Currently the render works quite nicely, but calling it 3d is a bit of a stretch. While does provide a first person viewpoint, the entire map is a the same height. Games with this limitation were, like Wolfenstein 3D, were released and did quite well, but modern audiences want a bit more 3d in their 3d.

The one thing that could really sell this as a 3d renderer would be allowing different wall and ceiling heights, where each room can have different floors and ceiling heights.

To render walls that are not centered on the y axis, the 3d projection code has to take a point on the z axis on the wall, and output a point on the screen’s y axis. It also has to be called twice for each wall endpoint, once for the top and once of the bottom. The math for this is basically the same as the original:

fov = 0.4

screen_x = rotated.x / rotated.y / fov
screen_y = z / rotated.y / fov

To be able to move the camera around on the z axis, just subtract the camera’s z from the wall’s z before projecting.
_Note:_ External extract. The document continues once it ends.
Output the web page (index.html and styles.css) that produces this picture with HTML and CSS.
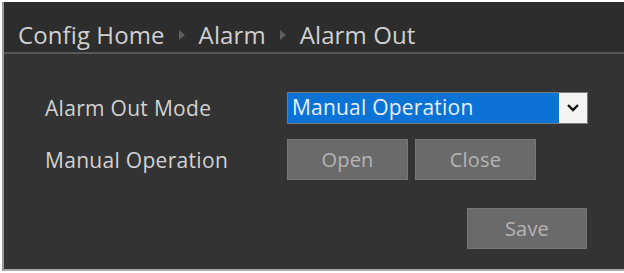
FILE: index.html
```html
<!DOCTYPE html>
<html>
  <head>
    <title>Alarm Out</title>
    <link rel="stylesheet" href="styles.css">
  </head>
  <body>
    <div class="panel">
      <div class="crumbs">
        <span>Config Home</span>
        <i class="arrow"></i>
        <span>Alarm</span>
        <i class="arrow"></i>
        <span>Alarm Out</span>
      </div>
      <div class="form">
        <div class="row">
          <label>Alarm Out Mode</label>
          <div class="select">
            <span class="value">Manual Operation</span>
            <span class="drop">
              <svg width="14" height="10" viewBox="0 0 14 10"><path d="M2 2 L7 7 L12 2" fill="none" stroke="#111" stroke-width="2.4"/></svg>
            </span>
          </div>
        </div>
        <div class="row">
          <label>Manual Operation</label>
          <div class="btns">
            <button class="btn">Open</button>
            <button class="btn">Close</button>
          </div>
        </div>
        <div class="foot">
          <button class="btn">Save</button>
        </div>
      </div>
    </div>
  </body>
</html>
```
FILE: styles.css
```css
* {
    margin: 0;
    box-sizing: border-box;
}
html, body {
    background: #fff;
}
body {
    padding: 2px 0 0 2px;
    font-family: "Open Sans", "Liberation Sans", sans-serif;
    color: #cfcfcf;
}
.panel {
    width: 630px;
    height: 269px;
    background: #333;
    border-left: 2px solid #9a9a9a;
    border-bottom: 2px solid #a8a8a8;
}
.crumbs {
    height: 52px;
    padding: 14px 0 0 14px;
    background: #2d2d2d;
    border-bottom: 2px solid #575757;
    display: flex;
    align-items: center;
    gap: 14px;
    font-size: 24px;
    letter-spacing: 0.1px;
    color: #d0d0d0;
}
.arrow {
    width: 0;
    height: 0;
    margin-top: 2px;
    border-left: 6px solid #5e5e5e;
    border-top: 5px solid transparent;
    border-bottom: 5px solid transparent;
}
.form {
    padding: 38px 0 0 41px;
}
.row {
    display: flex;
    align-items: center;
    height: 32px;
    margin-bottom: 15px;
}
.row:nth-child(2) {
    height: 41px;
}
.row label {
    width: 242px;
    font-size: 21px;
    letter-spacing: 0.3px;
    color: #d2d2d2;
}
.select {
    width: 301px;
    height: 32px;
    display: flex;
    border: 1px solid #7a7a7a;
}
.value {
    flex: 1;
    background: #0b72d6;
    color: #e8f1fb;
    font-size: 21px;
    letter-spacing: 0.2px;
    padding-left: 4px;
    line-height: 29px;
}
.drop {
    width: 28px;
    background: #f4f4f4;
    display: flex;
    align-items: center;
    justify-content: center;
}
.btns {
    display: flex;
    gap: 7px;
}
.btn {
    width: 121px;
    height: 41px;
    background: #6a6a6a;
    border: 1px solid #767676;
    color: #b4b4b4;
    font-family: inherit;
    font-size: 20px;
    letter-spacing: 0.2px;
}
.foot {
    display: flex;
    padding: 13px 0 0 422px;
}
.foot .btn {
    width: 120px;
}
```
Here is the test pillar with with some 3Dness added, the floor gets higher behind the pillar: A view of the pillar with acceding wall heights but no steps rendered

The walls look fine but somethings missing on the floor; There is no step between rooms of different heights.

With the added 3rd dimension, portals need more sections, a top, bottom, and center. The center is rendered as a portal, and the top and bottom sections as a wall. The height of the bottom section should be the the new floor height minus the current floor height. The height of the top section should be the old ceiling height minus the new ceiling height. If one of these are negative, the section should not be rendered.

This requires projecting 4 more points for portals, the start and end of the actual portal (center) area, at each endpoint, then interpolating them for every x to get the start and end y values of the actual portal. 2 additional vertical lines have to be drawn, from the bottom of the ceiling to the top of the center area (top section), and from the bottom of the center area to the start of the floor (bottom section). The bounds also have to be updated according to the bounds of the center area.

A pillar, with acceding wall heights, and correctly rendered steps between heights

Essentially, what this is doing is rendering 2 walls above and below the portal, if a step is unnecessary.

That’s it, a working 3d software renderer. While not capable of rendering arbitrary 3d geometry, it is actually slightly more capable than the DOOM renderer.